There are a million and one reasons why Larry Young & Brandon McKinney’s Planet of the Capes shouldn’t work. The plot is a shambles, for one thing. We see things happen and we have no idea why they’re worth seeing–there’s no through line, there’s no narrative drive, there’s no weight that pulls us from one scene to the next. The characters, and we’re using that term loosely, are ciphers, just the latest in a ever-lengthening line of Batman/Captain America/Superman/Wonder Woman/Hulk/Green Lantern/what-have-you manques. The art is almost confrontationally ugly, the kind of style you see in dollar-bin back-issues of bad 80s Marvel & DC books, complete with lousy paper stock and the glorious color of the black-and-white glut. And the whole thing, of course, is merely the latest pisstake on the superhero genre by a smartass indie guy, which, although not quite as unnecessary as another straight superhero book, is still pretty goddamn unnecessary. (What the world needs now is not another Brat Pack.) No, it shouldn’t work at all.

But it does.

A creepy, uncomfortable graphic novel, Planet of the Capes follows the–see, I was tempted to say “adventures” there, but it’s really just a bunch of crap that happens for no real reason–of four supertypes: A Batman-cum-Captain America knockoff named Justice Hall, who is the latest raven-themed vigilante in a line of such individuals dating back to Ben Franklin (the raven is the national bird in this, the Federated States of America, and I certainly got a kick out of finding out why); quasi-bad-girl Kastra, an alien princess type with the usual amorphous telekinetic/energy-based powers that women superheroes always get saddled with; the Schaff, a rampaging Hulk stand-in who is himself the result of an accident in which two other superheroes (the Green Lantern-ish Red Fez and Kastra’s father, an intergalactic warrior leader) were physically melded together; and the Grand, a Superman figure about whom we learn next to nothing, beyond the fact that he’s a bona-fide asshole. After we’re introduced to all four characters (via an autograph-seeking kid who couldn’t be more transparently a mere plot device), we see them get blown into an alternate dimension, where planet Earth is superhero-free. In very short order, all four “heroes” end up dead. (No, I’m not spoiling anything–it says so in giant block letters right there on the back of the book.) How this happens is where they story hooks you.

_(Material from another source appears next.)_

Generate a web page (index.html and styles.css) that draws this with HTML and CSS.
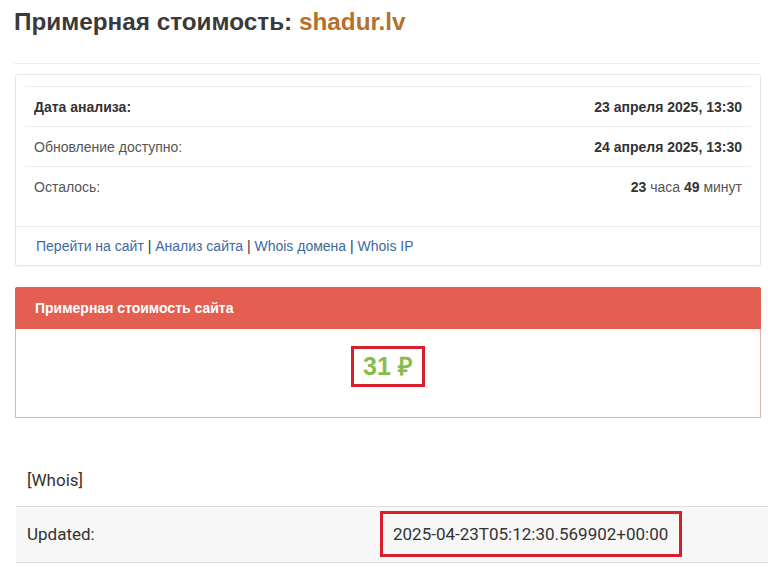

On Young’s website he says that each of the four superheroes represent not just a super-archetype, but a faction of the comics industry. I’m not going to sit around guessing who’s what (beyond the obvious conjecture that the Grand represents modern-day superpublishers)–I’m far too taken aback by how perfectly Planet demonstrates how the excess baggage of the superhero genre, unless it’s being handled by extremely gifted men and women, makes great art so very difficult create. In the heroes’ world, their behavior is readily understood and tolerated, if not fully accepted, but with a flick of the switch no one they meet can make heads or tails of what the hell they’re doing or why the hell they’re doing it. It’s a reaction I’m sure you’re familiar with–you probably felt it last time you read a lousy superhero comic, one where the characters did things simply because, well, that’s the way things have been done for the past sixty years. The result of such by-the-numbers obesiance to convention and cliche, Planet shows us, is soulless, ugly, and ultimately destructive. (So too, naturally, is at least one of the heroes in the story. Getting there is half the fun.)

But none of these ideas would stick if there wasn’t something to the work itself, and there is. The book features a terrific four-color flashback to the event that created the Schaff, with a compelling wordless sequence that (in a rare move for the book) gives the scene some real heft. The final act takes place atop a dam, with wide-open spaces of sky, sun, and water giving the impression that these characters really have been freed from their constraints, and could go do something either very bad or very good at any moment. And the final confrontation between the two sudden nemeses is surprisingly forceful, all squinty eyes and lantern jaws and unexpected, horrendous violence. Again, Young was smart enough to leave this key sequence silent, and again McKinney imbued it with a sense of dread that enables it to work without simply relying on audience memories of similar confrontations.

Planet of the Capes is likely to be one of those books that either works for you, or doesn’t. (A quick look around the comics blogosphere should tell you that.) With its slapdash plot and largely empty characters, I’m sure some people would feel cheated by the $12.95 pricetag (that’s three bucks more than your average manga volume, for a whole lot less story). But Planet is a solid, squalid little book, and if you’re in the right mood, it’ll tell you a lot of things you’ve wanted to hear about far too many supercomics. “We’ve been had” is the message, and this nasty, brutish, and short supercomic is the messenger.